Joint 70th Rocky Mountain Annual Section / 114th Cordilleran Annual Section Meeting - 2018

Paper No. 71-3
Presentation Time: 8:30 AM-4:30 PM

SPECTRAL ANALYSIS OF SEISMIC NOISE FROM THE 2017 OROVILLE DAM CRISIS


DORN, Kathryn Margo, BRAUNMILLER, Jochen and THOMPSON, Glenn, University of South Florida, 4202 E. Fowler Avenue, Tampa, FL 33620

In early 2017, winter rains in northern California caused the Oroville Dam reservoir to become dangerously full; to accommodate this, the dam operators released water at higher-than-usual flow rates, exceeding 10,000 cubic feet per second for the first time since 2011. Shortly after the flow down the service spillway spiked above 50,000 cubic feet per second on February 7, a piece of the concrete-paved spillway tore away from its foundation, exposing the nearby concrete and underlying hillside to severe erosion.

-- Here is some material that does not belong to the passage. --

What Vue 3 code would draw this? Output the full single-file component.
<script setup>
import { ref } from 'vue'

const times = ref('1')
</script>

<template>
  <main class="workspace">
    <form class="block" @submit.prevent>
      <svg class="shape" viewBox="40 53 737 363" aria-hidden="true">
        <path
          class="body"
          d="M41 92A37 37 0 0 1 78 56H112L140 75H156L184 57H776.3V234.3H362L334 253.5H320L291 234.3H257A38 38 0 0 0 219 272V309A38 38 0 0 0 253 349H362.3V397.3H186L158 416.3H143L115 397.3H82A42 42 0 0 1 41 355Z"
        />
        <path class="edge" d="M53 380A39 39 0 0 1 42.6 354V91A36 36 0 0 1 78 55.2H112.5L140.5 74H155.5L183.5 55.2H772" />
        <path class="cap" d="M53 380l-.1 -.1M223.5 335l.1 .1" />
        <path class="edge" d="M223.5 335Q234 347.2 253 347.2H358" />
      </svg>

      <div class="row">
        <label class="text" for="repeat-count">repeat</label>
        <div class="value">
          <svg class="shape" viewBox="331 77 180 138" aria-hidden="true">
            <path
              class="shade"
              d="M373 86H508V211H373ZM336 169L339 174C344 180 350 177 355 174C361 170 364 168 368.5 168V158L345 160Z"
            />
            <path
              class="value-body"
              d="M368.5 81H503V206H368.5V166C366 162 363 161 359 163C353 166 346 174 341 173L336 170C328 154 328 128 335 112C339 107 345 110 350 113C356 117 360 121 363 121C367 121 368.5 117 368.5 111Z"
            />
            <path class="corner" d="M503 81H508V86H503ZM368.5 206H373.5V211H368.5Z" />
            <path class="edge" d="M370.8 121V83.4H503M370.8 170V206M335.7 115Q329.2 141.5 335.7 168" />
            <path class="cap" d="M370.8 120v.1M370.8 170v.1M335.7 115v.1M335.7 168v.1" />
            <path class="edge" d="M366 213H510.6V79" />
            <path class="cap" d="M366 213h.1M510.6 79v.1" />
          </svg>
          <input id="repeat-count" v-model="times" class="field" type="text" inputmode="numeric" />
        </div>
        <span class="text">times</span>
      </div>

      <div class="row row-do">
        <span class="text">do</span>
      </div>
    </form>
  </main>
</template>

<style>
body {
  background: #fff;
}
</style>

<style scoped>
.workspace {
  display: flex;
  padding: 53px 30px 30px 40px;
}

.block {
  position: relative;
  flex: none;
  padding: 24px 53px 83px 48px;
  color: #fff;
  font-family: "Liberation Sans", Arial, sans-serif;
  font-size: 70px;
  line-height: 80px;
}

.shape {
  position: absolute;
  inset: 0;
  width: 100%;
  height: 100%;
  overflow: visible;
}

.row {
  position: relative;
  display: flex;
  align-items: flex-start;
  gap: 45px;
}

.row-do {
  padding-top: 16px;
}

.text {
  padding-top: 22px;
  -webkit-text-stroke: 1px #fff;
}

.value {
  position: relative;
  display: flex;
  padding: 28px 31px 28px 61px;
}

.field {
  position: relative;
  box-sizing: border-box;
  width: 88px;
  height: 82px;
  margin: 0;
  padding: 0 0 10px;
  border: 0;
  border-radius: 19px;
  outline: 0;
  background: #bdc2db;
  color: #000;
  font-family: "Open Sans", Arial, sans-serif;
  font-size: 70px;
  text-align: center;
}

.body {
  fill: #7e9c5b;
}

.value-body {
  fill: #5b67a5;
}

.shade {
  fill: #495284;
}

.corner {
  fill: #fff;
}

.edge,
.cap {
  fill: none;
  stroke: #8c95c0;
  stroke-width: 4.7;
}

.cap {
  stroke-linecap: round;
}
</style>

Heavy rain caused water to overtop the emergency spillway crest on February 11, despite ongoing releases down the damaged service spillway. Strong headcutting erosion quickly progressed towards the emergency spillway crest and led to an evacuation order for over 180,000 people. The dam's operators released more water down the service spillway, eventually ceasing the overflow down the emergency spillway and preserving its integrity at the cost of further damage to the service spillway.

The rushing water and its bedload generated significant seismic noise at the nearby broadband station ORV, operated by the University of California Berkeley Seismological Laboratory. We obtained 100-Hz vertical-component ORV data from the Northern California Earthquake Data Center, along with hourly dam outflow and precipitation data from the California Data Exchange Center, and compared the dam outflow and meteorological data to the seismic spectrum and the per-minute average 0.5-to-40-Hz bandpass-filtered seismic amplitude during the first two months of 2017.

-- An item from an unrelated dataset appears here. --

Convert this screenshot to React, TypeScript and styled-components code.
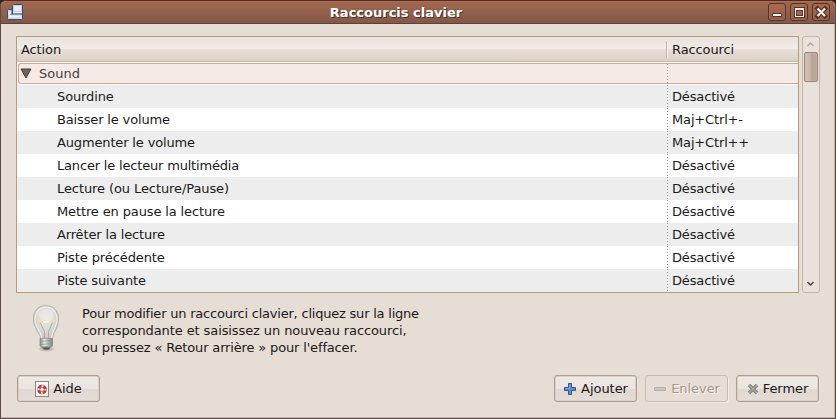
import React from "react";
import styled, { createGlobalStyle } from "styled-components";

const GlobalStyle = createGlobalStyle`
  * { box-sizing: border-box; }
  html, body { margin: 0; padding: 0; background: #e6ddd5; overflow: hidden; }
  body { font-family: "DejaVu Sans", sans-serif; font-size: 13px; color: #1a1a1a; }
`;

const Backdrop = styled.div`
  background: #2c2522;
  width: 836px;
  height: 419px;
`;

const Window = styled.div`
  display: flex;
  flex-direction: column;
  width: 836px;
  height: 419px;
  border: 1px solid #5d4c42;
  border-top-color: #47302a;
  border-radius: 6px 6px 0 0;
  background: #e6ddd5;
  overflow: hidden;
`;

const TitleBar = styled.header`
  display: grid;
  grid-template-columns: 66px 1fr 67px;
  align-items: start;
  flex: none;
  height: 23px;
  border-top: 1px solid #b8694c;
  border-bottom: 1px solid #5f4237;
  background: linear-gradient(#a0674f, #845846);
`;

const TitleIcon = styled.svg`
  display: block;
  width: 16px;
  height: 16px;
  margin: 2px 0 0 6px;
`;

const Title = styled.h1`
  margin: 3px 0 0;
  padding-right: 43px;
  text-align: center;
  font-size: 13px;
  line-height: 16px;
  font-weight: bold;
  color: #fff;
  text-shadow: 1px 1px 0 #4d342b;
`;

const WindowButtons = styled.div`
  display: flex;
  gap: 4px;
  padding-top: 1px;
`;

const WindowButton = styled.button`
  width: 18px;
  height: 18px;
  padding: 0;
  border: 1px solid #52352b;
  border-radius: 3px;
  background: linear-gradient(#b0694c, #8b5d4a);
  box-shadow: inset 0 0 0 1px #a3674f;
  svg { display: block; }
`;

const Content = styled.main`
  display: flex;
  flex-direction: column;
  flex: 1;
  padding: 12px 14px 0 15px;
  border-right: 1px solid #c8b4a3;
  border-bottom: 1px solid #c8b4a3;
`;

const ListArea = styled.div`
  display: flex;
  gap: 3px;
  height: 257px;
`;

const Table = styled.div`
  width: 783px;
  height: 257px;
  border: 1px solid #b39b86;
  background: #fff;
  overflow: hidden;
`;

const HeaderRow = styled.div`
  display: grid;
  grid-template-columns: 649px 1fr;
  align-items: center;
  height: 25px;
  border-bottom: 1px solid #c9b8aa;
  background: linear-gradient(#eae2dd 0, #f0ece8 12px, #e8e0da 12px, #ddd1c7 24px);
`;

const HeaderCell = styled.div<{ $divided?: boolean }>`
  height: 17px;
  line-height: 17px;
  padding-left: 4px;
  letter-spacing: -0.1px;
  ${(p) =>
    p.$divided &&
    "padding-left: 5px; border-left: 1px solid #c7b6a8; box-shadow: inset 1px 0 #f5f1ed;"}
`;

const Row = styled.div<{ $shade?: boolean }>`
  display: grid;
  grid-template-columns: 650px 1fr;
  height: 23px;
  line-height: 23px;
  background: ${(p) => (p.$shade ? "#ededed" : "#fff")};
`;

const GroupRow = styled(Row)`
  height: 21px;
  line-height: 19px;
  margin: 1px 0 1px 1px;
  grid-template-columns: 648px 1fr;
  border: 1px solid #d6a795;
  border-right: 0;
  border-radius: 3px 0 0 3px;
  background: #f5eae6;
  color: #4b403d;
`;

const GroupName = styled.div`
  display: flex;
  align-items: center;
  gap: 7px;
  padding-left: 1px;
`;

const ActionCell = styled.div<{ $tracking: number }>`
  padding-left: 40px;
  letter-spacing: ${(p) => p.$tracking}px;
`;

const ShortcutCell = styled.div`
  padding-left: 5px;
  letter-spacing: -0.15px;
  background: repeating-linear-gradient(#999 0 1px, transparent 1px 3px) 0 0 / 1px 100% no-repeat;
`;

const ScrollBar = styled.div`
  display: flex;
  flex-direction: column;
  width: 18px;
  height: 257px;
  border: 1px solid #c8b6a6;
  border-radius: 3px;
  background: #e9e2dc;
  svg { display: block; flex: none; }
`;

const Thumb = styled.div`
  flex: none;
  width: 14px;
  height: 30px;
  margin-left: 1px;
  border: 1px solid #98877b;
  border-radius: 2px;
  background: linear-gradient(90deg, #d3c4ba, #c5b3a6 50%, #b9a698 50%, #b9a698);
  box-shadow: inset 0 0 0 1px #c9b9ad80;
`;

const Spacer = styled.div`
  flex: 1;
`;

const Hint = styled.section`
  display: flex;
  height: 82px;
  padding: 12px 0 0 6px;
  svg { flex: none; }
`;

const HintText = styled.p`
  margin: 0 0 0 12px;
  line-height: 17px;
`;

const HintLine = styled.span<{ $tracking: number }>`
  display: block;
  letter-spacing: ${(p) => p.$tracking}px;
`;

const Actions = styled.footer`
  display: flex;
  gap: 8px;
  padding: 0 1px;
`;

const Button = styled.button`
  display: flex;
  align-items: center;
  justify-content: center;
  gap: 4px;
  width: 83px;
  height: 27px;
  padding: 0;
  border: 1px solid #ae9e92;
  border-radius: 3px;
  background: linear-gradient(#efe9e5, #ebe4df 50%, #e2d8d1 50%, #e5dcd6);
  box-shadow: inset 0 0 0 1px #dbd0c7;
  font: inherit;
  line-height: 17px;
  letter-spacing: -0.05px;
  color: #1a1a1a;
  svg { flex: none; }
  &:disabled {
    border-color: #cbbbaf;
    background: #e6ddd5;
    box-shadow: 1px 1px 0 #f1ebe5;
    color: #a69689;
    text-shadow: 1px 1px 0 #f8f5f2;
  }
`;

const AppIcon = () => (
  <TitleIcon viewBox="0 0 16 16">
    <path d="M.5 6.500q0-1 1-1H5V10h10.500v4.500q0 1-1 1h-13q-1 0-1-1z" fill="#d3d6d3" stroke="#28508f" />
    <path d="M5.500 1.500q0-1 1-1h8q1 0 1 1v8.500h-10z" fill="#cdd1ce" stroke="#28508f" />
    <path d="M7 2h7v5H7z" fill="#e9ebe7" />
    <path d="M6 8.500h9" stroke="#f2f3f0" />
    <path d="M1.500 7h2.500v4H1.500z" fill="#e3e5e2" />
    <path d="M2 12.500h12" stroke="#f1f2ef" strokeWidth="2" />
    <path d="M3 10.500h12" stroke="#7c93b5" />
  </TitleIcon>
);

const Bulb = () => (
  <svg width="48" height="48" viewBox="0 0 48 48">
    <defs>
      <radialGradient id="glass" cx=".5" cy=".4" r=".6">
        <stop offset="0" stopColor="#e9e4df" />
        <stop offset=".6" stopColor="#dcd8d3" />
        <stop offset="1" stopColor="#c4c4c0" />
      </radialGradient>
      <linearGradient id="metal">
        <stop offset="0" stopColor="#858985" />
        <stop offset=".35" stopColor="#eeefec" />
        <stop offset=".7" stopColor="#b3b7b2" />
        <stop offset="1" stopColor="#777b77" />
      </linearGradient>
      <radialGradient id="bulbShadow">
        <stop offset="0" stopColor="#4c3e34" stopOpacity=".5" />
        <stop offset="1" stopColor="#4c3e34" stopOpacity="0" />
      </radialGradient>
    </defs>
    <ellipse cx="24.500" cy="44" rx="9" ry="3" fill="url(#bulbShadow)" />
    <path d="M18.500 34c0-6-7-11-7-20C11.500 5.500 16.500 .7 24 .7S36.500 5.500 36.500 14c0 9-6 14-6 20z" fill="url(#glass)" stroke="#adb0ac" />
    <path d="M19.500 33c0-7-6.500-10-6.500-18.500C13 7 17.500 2.200 24 2.200S35 7 35 14.500C35 23 29.500 26 29.500 33" fill="none" stroke="#f1f0ed" strokeWidth="1.200" />
    <path d="M18 17.500l4.500 9v7M30.500 17.500l-4 9v7" fill="none" stroke="#a9a8a2" strokeWidth=".9" />
    <ellipse cx="24" cy="9.500" rx="8" ry="5.500" fill="#fff" opacity=".3" />
    <path d="M17.500 14.800q2.500 2.700 6.700 2.200t7-2.200" fill="none" stroke="#fffae0" strokeWidth="2" opacity=".8" />
    <path d="M17.500 14.800q1.500 1.700 3.500 2.100M27.500 16.900q2-.4 3.500-2.100" fill="none" stroke="#f1dc75" strokeWidth="1.300" />
    <path d="M18 33.500h12.500v7.500L28 42.500h-7.500L18 41z" fill="url(#metal)" stroke="#888c87" strokeWidth=".7" />
    <path d="M18 36.500l12.500-1M18 39.500l12.500-1M18.500 42l11.500-1" stroke="#8d918c" strokeWidth=".8" />
    <path d="M20 42.500h8.500l-2 2h-4z" fill="#4e524f" />
  </svg>
);

const HelpIcon = () => (
  <svg width="14" height="16" viewBox="0 0 14 16">
    <rect x=".5" y=".5" width="13" height="15" fill="#f7f7f5" stroke="#858883" />
    <circle cx="7" cy="8.500" r="4.500" fill="#fff" stroke="#8c8c88" strokeWidth=".8" />
    <circle cx="7" cy="8.500" r="3.500" fill="none" stroke="#e02323" strokeWidth="2.400" strokeDasharray="3.500 1.998" strokeDashoffset="-1" />
    <circle cx="7" cy="8.500" r="2" fill="#fff" stroke="#b03a3a" strokeWidth=".7" />
  </svg>
);

const PlusIcon = () => (
  <svg width="14" height="14" viewBox="0 0 14 14">
    <path d="M5.500 1.500h3v4h4v3h-4v4h-3v-4h-4v-3h4z" fill="#5f8ec8" stroke="#2d568f" strokeLinejoin="round" />
    <path d="M6.500 3v3.500H3" fill="none" stroke="#86abd8" />
  </svg>
);

const MinusIcon = () => (
  <svg width="14" height="14" viewBox="0 0 14 14">
    <rect x="1.500" y="5.500" width="11" height="3" rx=".5" fill="#c9c6c3" stroke="#b1aeab" />
  </svg>
);

const CrossIcon = () => (
  <svg width="12" height="12" viewBox="0 0 12 12">
    <path d="M2 2l8 8M10 2l-8 8" stroke="#777c76" strokeWidth="3.400" />
    <path d="M2 2l8 8M10 2l-8 8" stroke="#a9ada8" strokeWidth="1.500" />
  </svg>
);

const DISABLED = "Désactivé";
const shortcuts: [string, string, number][] = [
  ["Sourdine", DISABLED, -0.12],
  ["Baisser le volume", "Maj+Ctrl+-", -0.15],
  ["Augmenter le volume", "Maj+Ctrl++", -0.15],
  ["Lancer le lecteur multimédia", DISABLED, -0.18],
  ["Lecture (ou Lecture/Pause)", DISABLED, -0.09],
  ["Mettre en pause la lecture", DISABLED, -0.13],
  ["Arrêter la lecture", DISABLED, -0.15],
  ["Piste précédente", DISABLED, -0.09],
  ["Piste suivante", DISABLED, -0.14],
];

const hint: [string, number][] = [
  ["Pour modifier un raccourci clavier, cliquez sur la ligne", -0.215],
  ["correspondante et saisissez un nouveau raccourci,", -0.1],
  ["ou pressez « Retour arrière » pour l'effacer.", -0.155],
];

export default function App() {
  return (
    <Backdrop>
      <GlobalStyle />
      <Window>
        <TitleBar>
          <AppIcon />
          <Title>Raccourcis clavier</Title>
          <WindowButtons>
            <WindowButton aria-label="Réduire">
              <svg width="16" height="16"><path d="M3.500 9.500h9v3h-9z" fill="#f4efec" stroke="#52352b" /></svg>
            </WindowButton>
            <WindowButton aria-label="Agrandir">
              <svg width="16" height="16" shapeRendering="crispEdges">
                <rect x="3" y="3" width="11" height="11" fill="#52352b" />
                <rect x="4" y="4" width="9" height="9" fill="#f4efec" />
                <rect x="5" y="6" width="7" height="6" fill="#52352b" />
                <rect x="6" y="7" width="5" height="4" fill="#a0664f" />
              </svg>
            </WindowButton>
            <WindowButton aria-label="Fermer la fenêtre">
              <svg width="16" height="16">
                <path d="M4.500 4.500l7.500 7.500M12 4.500l-7.500 7.500" stroke="#52352b" strokeWidth="4.500" strokeLinecap="square" />
                <path d="M4.500 4.500l7.500 7.500M12 4.500l-7.500 7.500" stroke="#f4efec" strokeWidth="2.200" />
              </svg>
            </WindowButton>
          </WindowButtons>
        </TitleBar>
        <Content>
          <ListArea>
            <Table>
              <HeaderRow>
                <HeaderCell>Action</HeaderCell>
                <HeaderCell $divided>Raccourci</HeaderCell>
              </HeaderRow>
              <GroupRow>
                <GroupName>
                  <svg width="12" height="11"><path d="M1 1h10l-5 9z" fill="#71635e" stroke="#463d39" /></svg>
                  Sound
                </GroupName>
                <ShortcutCell />
              </GroupRow>
              {shortcuts.map(([action, keys, tracking], i) => (
                <Row key={action} $shade={i % 2 === 0}>
                  <ActionCell $tracking={tracking}>{action}</ActionCell>
                  <ShortcutCell>{keys}</ShortcutCell>
                </Row>
              ))}
            </Table>
            <ScrollBar>
              <svg width="16" height="15"><path d="M4.500 9l3-3 3 3" fill="none" stroke="#b9aa9e" strokeWidth="1.500" /></svg>
              <Thumb />
              <Spacer />
              <svg width="16" height="16"><path d="M4.500 6l3 3 3-3" fill="none" stroke="#4b4038" strokeWidth="1.500" /></svg>
            </ScrollBar>
          </ListArea>
          <Hint>
            <Bulb />
            <HintText>
              {hint.map(([line, tracking]) => (
                <HintLine key={line} $tracking={tracking}>{line}</HintLine>
              ))}
            </HintText>
          </Hint>
          <Actions>
            <Button><HelpIcon />Aide</Button>
            <Spacer />
            <Button><PlusIcon />Ajouter</Button>
            <Button disabled><MinusIcon />Enlever</Button>
            <Button><CrossIcon />Fermer</Button>
          </Actions>
        </Content>
      </Window>
    </Backdrop>
  );
}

After excluding meteorologically noisy times from the seismic data, we found that seismic noise correlates with dam outflow rates for frequencies above 0.5 Hz, but the relationship is neither linear nor consistent. We then investigated temporal changes in seismic amplitude as a function of water flow rate; this type of hysteresis can indicate changes in bedload transport, such as when the water began to carry spillway and hillside debris. We observe slight counterclockwise hysteresis at most frequencies between 0.5 Hz and 40 Hz, possibly due to the shift from a stream of relatively clean water flowing down an intact spillway to a cascade of debris-laden water.